In order to go beyond current state-of-the-art in this so called Physiology-Based-Toxico-Kinetic (PBTK) modelling of organisms we are working on various building blocks that we consider as crucial:
Currently we estimate partition coefficients of neutral organic chemicals to various proteins and lipids with the pp-LFER approach (Endo et al, 2013) based on molecular descriptors from our on-line data base (LSERD). Our main limitation in accuracy comes from the limited availability of good descriptor values. In the near future we hope to improve this situation by applying deep learning methods.
In contrast to neutral organic chemicals, sorption processes of ionic species are still not well understood. For sorption of ionic organic species in membrane lipids we have presented a promising approach (Bittermann et al., 2014) that will further be validated for polyvalent ions and zwitterions. Sorption of ionic species in storage lipids is assumed to be negligible. Equilibrium sorption of ionic species to albumin and structural proteins cannot be ignored though and is a matter of ongoing research in our group.

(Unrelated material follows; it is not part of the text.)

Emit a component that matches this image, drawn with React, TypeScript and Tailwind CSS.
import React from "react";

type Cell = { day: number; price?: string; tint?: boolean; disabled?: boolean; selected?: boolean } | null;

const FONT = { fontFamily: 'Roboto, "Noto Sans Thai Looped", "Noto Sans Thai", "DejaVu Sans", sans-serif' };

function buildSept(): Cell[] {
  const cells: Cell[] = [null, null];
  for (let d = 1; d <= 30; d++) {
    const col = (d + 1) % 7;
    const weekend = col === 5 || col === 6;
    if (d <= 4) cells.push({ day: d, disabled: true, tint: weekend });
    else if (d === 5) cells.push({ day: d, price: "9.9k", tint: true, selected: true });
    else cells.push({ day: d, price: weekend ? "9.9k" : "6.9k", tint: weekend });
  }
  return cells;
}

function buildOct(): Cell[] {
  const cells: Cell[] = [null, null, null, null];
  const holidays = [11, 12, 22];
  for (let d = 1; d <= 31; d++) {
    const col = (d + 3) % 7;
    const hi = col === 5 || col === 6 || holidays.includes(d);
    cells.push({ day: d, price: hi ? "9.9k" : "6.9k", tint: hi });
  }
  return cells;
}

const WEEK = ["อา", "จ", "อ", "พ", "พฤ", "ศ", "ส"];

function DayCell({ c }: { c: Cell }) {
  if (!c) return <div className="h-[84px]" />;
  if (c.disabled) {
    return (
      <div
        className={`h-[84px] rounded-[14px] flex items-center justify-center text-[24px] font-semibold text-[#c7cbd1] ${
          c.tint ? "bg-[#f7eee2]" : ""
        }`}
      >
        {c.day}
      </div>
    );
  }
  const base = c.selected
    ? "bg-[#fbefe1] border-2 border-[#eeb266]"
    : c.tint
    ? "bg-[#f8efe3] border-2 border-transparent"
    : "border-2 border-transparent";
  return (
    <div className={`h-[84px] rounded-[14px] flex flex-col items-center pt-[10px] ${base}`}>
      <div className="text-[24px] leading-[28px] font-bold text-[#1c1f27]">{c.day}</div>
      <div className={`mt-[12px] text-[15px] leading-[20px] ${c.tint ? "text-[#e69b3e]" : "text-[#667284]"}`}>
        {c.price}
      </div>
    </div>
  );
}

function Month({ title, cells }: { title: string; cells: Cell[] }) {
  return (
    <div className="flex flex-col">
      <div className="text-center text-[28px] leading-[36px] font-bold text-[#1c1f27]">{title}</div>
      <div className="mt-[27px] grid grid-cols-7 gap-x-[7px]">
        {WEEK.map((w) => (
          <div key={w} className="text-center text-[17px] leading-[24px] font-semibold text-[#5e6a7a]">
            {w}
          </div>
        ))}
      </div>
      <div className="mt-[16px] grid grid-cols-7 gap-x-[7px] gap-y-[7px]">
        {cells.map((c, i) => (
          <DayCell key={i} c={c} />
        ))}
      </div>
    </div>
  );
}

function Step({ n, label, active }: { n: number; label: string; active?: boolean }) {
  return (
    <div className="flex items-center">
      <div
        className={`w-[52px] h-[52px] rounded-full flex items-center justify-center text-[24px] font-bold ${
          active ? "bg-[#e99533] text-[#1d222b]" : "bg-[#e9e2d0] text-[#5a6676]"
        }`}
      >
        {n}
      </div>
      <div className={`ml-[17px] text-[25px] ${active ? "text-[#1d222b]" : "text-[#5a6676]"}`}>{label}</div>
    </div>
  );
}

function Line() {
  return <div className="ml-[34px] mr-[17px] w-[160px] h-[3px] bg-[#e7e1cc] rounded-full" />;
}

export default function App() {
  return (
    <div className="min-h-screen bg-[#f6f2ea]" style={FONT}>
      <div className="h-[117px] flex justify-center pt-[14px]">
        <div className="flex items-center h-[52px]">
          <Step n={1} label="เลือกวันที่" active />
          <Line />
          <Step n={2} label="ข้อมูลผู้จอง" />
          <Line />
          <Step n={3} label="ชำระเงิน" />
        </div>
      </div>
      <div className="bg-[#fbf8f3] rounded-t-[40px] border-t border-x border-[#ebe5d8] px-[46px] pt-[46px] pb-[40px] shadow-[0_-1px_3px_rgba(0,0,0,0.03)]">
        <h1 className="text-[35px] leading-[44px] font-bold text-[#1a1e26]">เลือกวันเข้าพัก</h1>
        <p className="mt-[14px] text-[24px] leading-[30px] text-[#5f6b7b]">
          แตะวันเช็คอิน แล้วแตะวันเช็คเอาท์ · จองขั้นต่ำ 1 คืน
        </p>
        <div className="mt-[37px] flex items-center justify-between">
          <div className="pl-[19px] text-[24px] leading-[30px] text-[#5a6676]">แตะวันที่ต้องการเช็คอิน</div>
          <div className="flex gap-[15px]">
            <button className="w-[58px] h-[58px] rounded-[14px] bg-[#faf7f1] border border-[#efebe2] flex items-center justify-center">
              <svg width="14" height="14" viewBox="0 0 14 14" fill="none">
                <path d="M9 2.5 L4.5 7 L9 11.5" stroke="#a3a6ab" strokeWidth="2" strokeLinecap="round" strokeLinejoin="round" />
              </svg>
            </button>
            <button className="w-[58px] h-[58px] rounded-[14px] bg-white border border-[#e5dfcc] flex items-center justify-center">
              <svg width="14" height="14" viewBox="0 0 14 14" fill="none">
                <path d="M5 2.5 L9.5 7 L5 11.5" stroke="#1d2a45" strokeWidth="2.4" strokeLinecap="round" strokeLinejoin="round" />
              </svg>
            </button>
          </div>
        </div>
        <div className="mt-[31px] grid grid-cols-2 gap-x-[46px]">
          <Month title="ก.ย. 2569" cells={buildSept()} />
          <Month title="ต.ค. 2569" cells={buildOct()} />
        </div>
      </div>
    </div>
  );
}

Transport across membranes:
spite of many years of intensive pharmaceutical research there appears to be no
sound mechanistic understanding of the passive diffusion of neutral organic chemicals
through lipid bilayers. This issue will be tackled in a future PhD project.

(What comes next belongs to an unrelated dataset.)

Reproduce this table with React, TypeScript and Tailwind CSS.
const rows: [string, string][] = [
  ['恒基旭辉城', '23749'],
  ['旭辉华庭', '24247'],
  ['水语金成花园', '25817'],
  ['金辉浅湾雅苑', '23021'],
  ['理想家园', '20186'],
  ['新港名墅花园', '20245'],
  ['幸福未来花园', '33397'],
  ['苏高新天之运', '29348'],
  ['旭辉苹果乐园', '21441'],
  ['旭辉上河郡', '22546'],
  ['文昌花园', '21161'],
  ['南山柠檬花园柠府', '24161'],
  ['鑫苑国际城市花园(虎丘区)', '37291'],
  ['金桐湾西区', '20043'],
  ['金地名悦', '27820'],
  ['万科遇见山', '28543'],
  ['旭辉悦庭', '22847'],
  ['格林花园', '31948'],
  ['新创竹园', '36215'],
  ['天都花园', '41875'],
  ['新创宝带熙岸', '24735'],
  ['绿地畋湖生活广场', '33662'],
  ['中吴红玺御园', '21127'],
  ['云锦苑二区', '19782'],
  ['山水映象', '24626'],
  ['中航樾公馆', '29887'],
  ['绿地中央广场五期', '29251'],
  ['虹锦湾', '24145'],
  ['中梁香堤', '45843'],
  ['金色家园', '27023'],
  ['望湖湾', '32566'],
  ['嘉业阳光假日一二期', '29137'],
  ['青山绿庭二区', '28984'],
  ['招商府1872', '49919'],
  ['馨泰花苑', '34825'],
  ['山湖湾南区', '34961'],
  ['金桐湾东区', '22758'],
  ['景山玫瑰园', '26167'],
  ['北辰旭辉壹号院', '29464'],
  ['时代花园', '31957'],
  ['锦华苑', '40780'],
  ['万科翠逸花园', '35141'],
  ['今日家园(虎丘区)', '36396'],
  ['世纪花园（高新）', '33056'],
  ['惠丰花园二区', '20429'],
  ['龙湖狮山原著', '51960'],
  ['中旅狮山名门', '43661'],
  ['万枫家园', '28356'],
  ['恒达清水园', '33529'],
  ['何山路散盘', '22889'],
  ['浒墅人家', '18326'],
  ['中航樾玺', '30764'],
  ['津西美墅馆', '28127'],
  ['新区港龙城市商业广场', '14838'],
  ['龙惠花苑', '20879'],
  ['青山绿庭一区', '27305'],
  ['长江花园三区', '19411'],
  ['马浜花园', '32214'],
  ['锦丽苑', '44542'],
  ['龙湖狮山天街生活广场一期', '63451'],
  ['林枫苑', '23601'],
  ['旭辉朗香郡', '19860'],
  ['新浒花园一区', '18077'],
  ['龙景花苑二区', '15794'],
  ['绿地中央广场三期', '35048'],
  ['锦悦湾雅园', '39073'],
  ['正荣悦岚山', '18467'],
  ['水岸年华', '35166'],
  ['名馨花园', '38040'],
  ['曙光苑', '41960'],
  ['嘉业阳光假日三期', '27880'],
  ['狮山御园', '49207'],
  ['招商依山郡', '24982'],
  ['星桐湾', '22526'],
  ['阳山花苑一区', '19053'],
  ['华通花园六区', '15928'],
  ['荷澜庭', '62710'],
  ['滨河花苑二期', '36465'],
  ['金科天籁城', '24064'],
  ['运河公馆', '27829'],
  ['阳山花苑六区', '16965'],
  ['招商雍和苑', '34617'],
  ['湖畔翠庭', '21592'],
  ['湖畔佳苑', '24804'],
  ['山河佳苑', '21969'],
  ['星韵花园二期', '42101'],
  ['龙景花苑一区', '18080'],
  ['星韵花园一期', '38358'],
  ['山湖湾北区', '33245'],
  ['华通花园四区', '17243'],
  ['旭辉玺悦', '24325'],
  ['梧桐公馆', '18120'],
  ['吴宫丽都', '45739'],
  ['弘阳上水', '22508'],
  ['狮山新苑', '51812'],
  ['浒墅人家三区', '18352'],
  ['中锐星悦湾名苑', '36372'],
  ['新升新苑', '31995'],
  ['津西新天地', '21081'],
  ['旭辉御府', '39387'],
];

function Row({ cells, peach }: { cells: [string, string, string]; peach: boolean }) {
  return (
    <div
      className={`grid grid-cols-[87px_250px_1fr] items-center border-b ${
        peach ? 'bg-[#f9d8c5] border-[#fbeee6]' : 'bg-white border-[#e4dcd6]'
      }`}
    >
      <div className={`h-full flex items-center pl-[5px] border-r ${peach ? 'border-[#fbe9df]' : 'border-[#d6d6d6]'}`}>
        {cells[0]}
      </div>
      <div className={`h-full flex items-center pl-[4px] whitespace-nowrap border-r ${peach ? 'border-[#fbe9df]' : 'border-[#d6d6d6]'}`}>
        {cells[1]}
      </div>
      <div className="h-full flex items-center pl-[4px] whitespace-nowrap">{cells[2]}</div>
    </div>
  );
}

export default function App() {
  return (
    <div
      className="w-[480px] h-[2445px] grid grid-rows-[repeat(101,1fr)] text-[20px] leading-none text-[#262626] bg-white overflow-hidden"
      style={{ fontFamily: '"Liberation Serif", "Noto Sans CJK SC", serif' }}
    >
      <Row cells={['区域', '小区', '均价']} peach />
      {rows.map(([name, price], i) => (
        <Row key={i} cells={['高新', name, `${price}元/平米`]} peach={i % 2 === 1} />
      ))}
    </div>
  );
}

Recently, we have been able to measure and model the permeability of organic anions through phospholipid bilayers. Based on these results we developed a biophysical model for uncoupling toxicity which will be explored further.
In vitro - in vivo Extrapolation:
The vision of a chemical risk assessment without animal testing is built on the idea that relevant physico-chemical properties of chemicals can be derived from chemical structure. However, we also require information on toxic effects and biotransformation that cannot easily be transferred from chemical structure. This information is gained from in vitro test and must be extrapolated to whole organisms. This extrapolation procedure is part of our recent and ongoing research.